■ Set exercise
The data below should be restated word for word, with every picture omitted.

■ Supplied information
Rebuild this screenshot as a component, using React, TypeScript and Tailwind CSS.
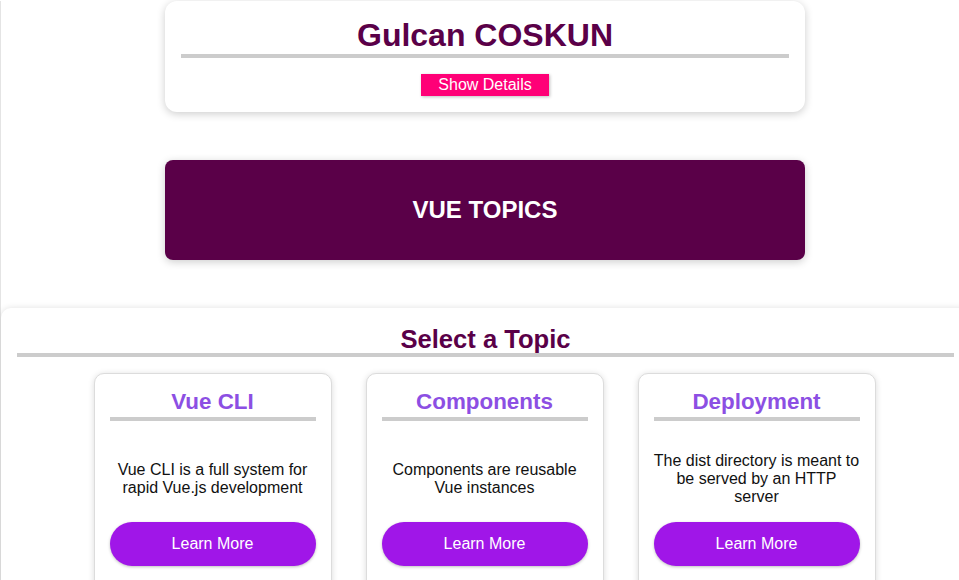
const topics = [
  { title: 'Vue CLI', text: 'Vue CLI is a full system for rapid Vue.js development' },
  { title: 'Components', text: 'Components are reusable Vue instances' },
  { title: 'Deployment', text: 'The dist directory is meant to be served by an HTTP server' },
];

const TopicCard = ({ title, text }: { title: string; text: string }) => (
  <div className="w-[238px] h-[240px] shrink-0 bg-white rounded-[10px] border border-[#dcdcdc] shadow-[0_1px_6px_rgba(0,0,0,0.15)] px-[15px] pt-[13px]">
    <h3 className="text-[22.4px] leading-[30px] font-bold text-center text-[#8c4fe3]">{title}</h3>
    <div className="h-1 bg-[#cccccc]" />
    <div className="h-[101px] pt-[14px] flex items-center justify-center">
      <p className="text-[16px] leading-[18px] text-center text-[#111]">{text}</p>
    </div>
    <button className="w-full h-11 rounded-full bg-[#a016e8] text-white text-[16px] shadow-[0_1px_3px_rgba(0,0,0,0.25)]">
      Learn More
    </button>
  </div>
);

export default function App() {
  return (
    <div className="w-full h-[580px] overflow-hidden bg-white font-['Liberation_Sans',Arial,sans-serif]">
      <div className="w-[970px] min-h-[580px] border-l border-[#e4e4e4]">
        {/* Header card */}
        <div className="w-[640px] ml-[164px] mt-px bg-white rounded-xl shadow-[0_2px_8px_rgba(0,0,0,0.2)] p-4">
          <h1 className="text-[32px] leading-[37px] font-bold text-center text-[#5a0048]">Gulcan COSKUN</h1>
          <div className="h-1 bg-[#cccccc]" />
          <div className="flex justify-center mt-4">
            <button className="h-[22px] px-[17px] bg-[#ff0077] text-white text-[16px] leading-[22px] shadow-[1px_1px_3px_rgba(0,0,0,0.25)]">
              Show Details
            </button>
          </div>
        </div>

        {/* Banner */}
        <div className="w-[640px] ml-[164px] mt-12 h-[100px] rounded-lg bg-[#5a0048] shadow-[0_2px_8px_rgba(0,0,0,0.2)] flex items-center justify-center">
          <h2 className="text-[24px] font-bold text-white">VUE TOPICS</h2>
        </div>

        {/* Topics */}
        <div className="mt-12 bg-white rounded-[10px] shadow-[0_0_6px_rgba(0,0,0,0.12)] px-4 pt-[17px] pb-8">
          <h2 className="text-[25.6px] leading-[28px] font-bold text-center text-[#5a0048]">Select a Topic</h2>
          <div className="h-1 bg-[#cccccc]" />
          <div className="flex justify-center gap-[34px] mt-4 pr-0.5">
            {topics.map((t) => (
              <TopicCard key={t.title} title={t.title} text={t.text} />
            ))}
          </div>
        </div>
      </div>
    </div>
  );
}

■ Output for this exercise
Rebuild this screenshot as a component, using React, TypeScript and Tailwind CSS.
const topics = [
  { title: 'Vue CLI', text: 'Vue CLI is a full system for rapid Vue.js development' },
  { title: 'Components', text: 'Components are reusable Vue instances' },
  { title: 'Deployment', text: 'The dist directory is meant to be served by an HTTP server' },
];

const TopicCard = ({ title, text }: { title: string; text: string }) => (
  <div className="w-[238px] h-[240px] shrink-0 bg-white rounded-[10px] border border-[#dcdcdc] shadow-[0_1px_6px_rgba(0,0,0,0.15)] px-[15px] pt-[13px]">
    <h3 className="text-[22.4px] leading-[30px] font-bold text-center text-[#8c4fe3]">{title}</h3>
    <div className="h-1 bg-[#cccccc]" />
    <div className="h-[101px] pt-[14px] flex items-center justify-center">
      <p className="text-[16px] leading-[18px] text-center text-[#111]">{text}</p>
    </div>
    <button className="w-full h-11 rounded-full bg-[#a016e8] text-white text-[16px] shadow-[0_1px_3px_rgba(0,0,0,0.25)]">
      Learn More
    </button>
  </div>
);

export default function App() {
  return (
    <div className="w-full h-[580px] overflow-hidden bg-white font-['Liberation_Sans',Arial,sans-serif]">
      <div className="w-[970px] min-h-[580px] border-l border-[#e4e4e4]">
        {/* Header card */}
        <div className="w-[640px] ml-[164px] mt-px bg-white rounded-xl shadow-[0_2px_8px_rgba(0,0,0,0.2)] p-4">
          <h1 className="text-[32px] leading-[37px] font-bold text-center text-[#5a0048]">Gulcan COSKUN</h1>
          <div className="h-1 bg-[#cccccc]" />
          <div className="flex justify-center mt-4">
            <button className="h-[22px] px-[17px] bg-[#ff0077] text-white text-[16px] leading-[22px] shadow-[1px_1px_3px_rgba(0,0,0,0.25)]">
              Show Details
            </button>
          </div>
        </div>

        {/* Banner */}
        <div className="w-[640px] ml-[164px] mt-12 h-[100px] rounded-lg bg-[#5a0048] shadow-[0_2px_8px_rgba(0,0,0,0.2)] flex items-center justify-center">
          <h2 className="text-[24px] font-bold text-white">VUE TOPICS</h2>
        </div>

        {/* Topics */}
        <div className="mt-12 bg-white rounded-[10px] shadow-[0_0_6px_rgba(0,0,0,0.12)] px-4 pt-[17px] pb-8">
          <h2 className="text-[25.6px] leading-[28px] font-bold text-center text-[#5a0048]">Select a Topic</h2>
          <div className="h-1 bg-[#cccccc]" />
          <div className="flex justify-center gap-[34px] mt-4 pr-0.5">
            {topics.map((t) => (
              <TopicCard key={t.title} title={t.title} text={t.text} />
            ))}
          </div>
        </div>
      </div>
    </div>
  );
}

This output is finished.